A 2007 University of Minnesota health access survey showed the rate of uninsured rural Minnesota residents is higher than in the Twin Cities with two exceptions, southwestern Minnesota and the west central region including Milan, where the rate is the same.
A lot of rural residents cobble together a living with part-time work, jobs that typically don't come with health insurance.
Part-time work accounted for 38 percent of the job openings in the region including Milan, Minnesota Department of Employment and Economic Development figures from 2012 show. Only 22 percent of the part-time openings offered some kind of health care coverage.
Milan resident Ann Thompson, who returned to her home town to be closer to her aging parents after decades of living elsewhere, said she and her husband between them work five part-time jobs.
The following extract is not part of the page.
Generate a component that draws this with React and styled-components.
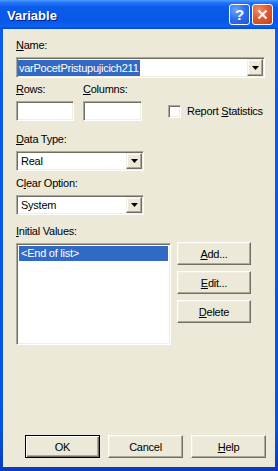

None supply health insurance, so they buy their own.
"We have excellent health care but it's the cost of the insurance that's scandalous," Thompson said.
Thompson, 48, owns a gift shop in town, and is one reason Milan has a vibrant feel to it.
She says small town values are worth preserving.
"I know my neighbors, I trust my neighbors," Thompson said. "If my neighbor needs help I will help my neighbor."
Kristi Fernholz and her husband, both artists, also returned to Milan.
Fernholz, 38, says small town residents are bigger fish in a smaller pond.
"Every hour of volunteer board activity spent out here was much more needed than it was in a place that has all those things already established," Fernholz said.
On the other hand the pool of people willing to volunteer for activities is small leading to what Ann Thompson calls STP.
"The Same Ten People. I'm starting to learn to say, 'No,' but it's hard because you want to see things happen," Thompson said.
Factors well beyond the control of residents -- federal farm programs, for example, or changes in health care laws -- influence the survival of rural Minnesota communities.
Thompson says the attraction for her is a slower pace, but with expanded and faster Internet service she says she's still connected to the rest of the world.
"Living a peaceful life, not getting caught up in the rat race and with modern technology people can do that."